**Stated exercise**
Repeat what the lines below say, word for word, and skip every image.

** START Data block **

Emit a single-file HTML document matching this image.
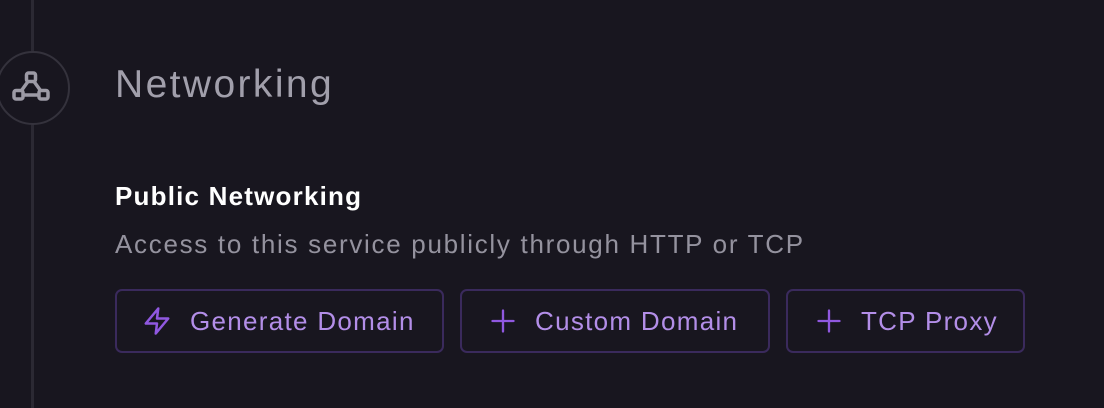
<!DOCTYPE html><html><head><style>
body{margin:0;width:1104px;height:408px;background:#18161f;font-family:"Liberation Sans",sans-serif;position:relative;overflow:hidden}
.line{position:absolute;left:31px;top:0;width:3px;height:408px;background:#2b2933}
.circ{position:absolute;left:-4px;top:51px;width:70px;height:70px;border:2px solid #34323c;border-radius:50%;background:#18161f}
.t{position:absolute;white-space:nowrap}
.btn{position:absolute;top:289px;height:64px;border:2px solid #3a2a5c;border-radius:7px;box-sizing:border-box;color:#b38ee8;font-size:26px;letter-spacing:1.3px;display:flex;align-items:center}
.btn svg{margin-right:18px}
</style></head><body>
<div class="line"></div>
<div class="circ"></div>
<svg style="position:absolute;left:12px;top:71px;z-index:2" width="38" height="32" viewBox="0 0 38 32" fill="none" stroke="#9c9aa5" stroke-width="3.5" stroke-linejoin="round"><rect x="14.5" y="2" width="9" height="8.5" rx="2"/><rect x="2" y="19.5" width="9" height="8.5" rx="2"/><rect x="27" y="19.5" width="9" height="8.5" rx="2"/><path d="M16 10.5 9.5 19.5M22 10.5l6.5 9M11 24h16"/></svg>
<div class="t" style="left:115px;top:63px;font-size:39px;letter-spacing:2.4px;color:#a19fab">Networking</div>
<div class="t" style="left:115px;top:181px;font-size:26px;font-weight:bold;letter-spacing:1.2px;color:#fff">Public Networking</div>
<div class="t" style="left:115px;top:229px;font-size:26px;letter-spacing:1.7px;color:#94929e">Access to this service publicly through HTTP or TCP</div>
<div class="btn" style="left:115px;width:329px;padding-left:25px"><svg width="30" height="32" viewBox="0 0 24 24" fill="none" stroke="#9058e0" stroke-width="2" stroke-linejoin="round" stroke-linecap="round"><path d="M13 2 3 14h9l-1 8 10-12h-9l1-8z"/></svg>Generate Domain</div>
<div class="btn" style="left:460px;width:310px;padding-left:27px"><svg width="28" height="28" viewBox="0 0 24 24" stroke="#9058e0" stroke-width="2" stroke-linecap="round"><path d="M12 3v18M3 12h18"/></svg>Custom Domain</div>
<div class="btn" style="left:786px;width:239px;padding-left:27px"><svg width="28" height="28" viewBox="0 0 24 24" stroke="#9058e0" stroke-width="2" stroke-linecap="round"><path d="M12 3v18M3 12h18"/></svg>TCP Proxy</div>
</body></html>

** END Data block **

**Task result**
Emit a single-file HTML document matching this image.
<!DOCTYPE html><html><head><style>
body{margin:0;width:1104px;height:408px;background:#18161f;font-family:"Liberation Sans",sans-serif;position:relative;overflow:hidden}
.line{position:absolute;left:31px;top:0;width:3px;height:408px;background:#2b2933}
.circ{position:absolute;left:-4px;top:51px;width:70px;height:70px;border:2px solid #34323c;border-radius:50%;background:#18161f}
.t{position:absolute;white-space:nowrap}
.btn{position:absolute;top:289px;height:64px;border:2px solid #3a2a5c;border-radius:7px;box-sizing:border-box;color:#b38ee8;font-size:26px;letter-spacing:1.3px;display:flex;align-items:center}
.btn svg{margin-right:18px}
</style></head><body>
<div class="line"></div>
<div class="circ"></div>
<svg style="position:absolute;left:12px;top:71px;z-index:2" width="38" height="32" viewBox="0 0 38 32" fill="none" stroke="#9c9aa5" stroke-width="3.5" stroke-linejoin="round"><rect x="14.5" y="2" width="9" height="8.5" rx="2"/><rect x="2" y="19.5" width="9" height="8.5" rx="2"/><rect x="27" y="19.5" width="9" height="8.5" rx="2"/><path d="M16 10.5 9.5 19.5M22 10.5l6.5 9M11 24h16"/></svg>
<div class="t" style="left:115px;top:63px;font-size:39px;letter-spacing:2.4px;color:#a19fab">Networking</div>
<div class="t" style="left:115px;top:181px;font-size:26px;font-weight:bold;letter-spacing:1.2px;color:#fff">Public Networking</div>
<div class="t" style="left:115px;top:229px;font-size:26px;letter-spacing:1.7px;color:#94929e">Access to this service publicly through HTTP or TCP</div>
<div class="btn" style="left:115px;width:329px;padding-left:25px"><svg width="30" height="32" viewBox="0 0 24 24" fill="none" stroke="#9058e0" stroke-width="2" stroke-linejoin="round" stroke-linecap="round"><path d="M13 2 3 14h9l-1 8 10-12h-9l1-8z"/></svg>Generate Domain</div>
<div class="btn" style="left:460px;width:310px;padding-left:27px"><svg width="28" height="28" viewBox="0 0 24 24" stroke="#9058e0" stroke-width="2" stroke-linecap="round"><path d="M12 3v18M3 12h18"/></svg>Custom Domain</div>
<div class="btn" style="left:786px;width:239px;padding-left:27px"><svg width="28" height="28" viewBox="0 0 24 24" stroke="#9058e0" stroke-width="2" stroke-linecap="round"><path d="M12 3v18M3 12h18"/></svg>TCP Proxy</div>
</body></html>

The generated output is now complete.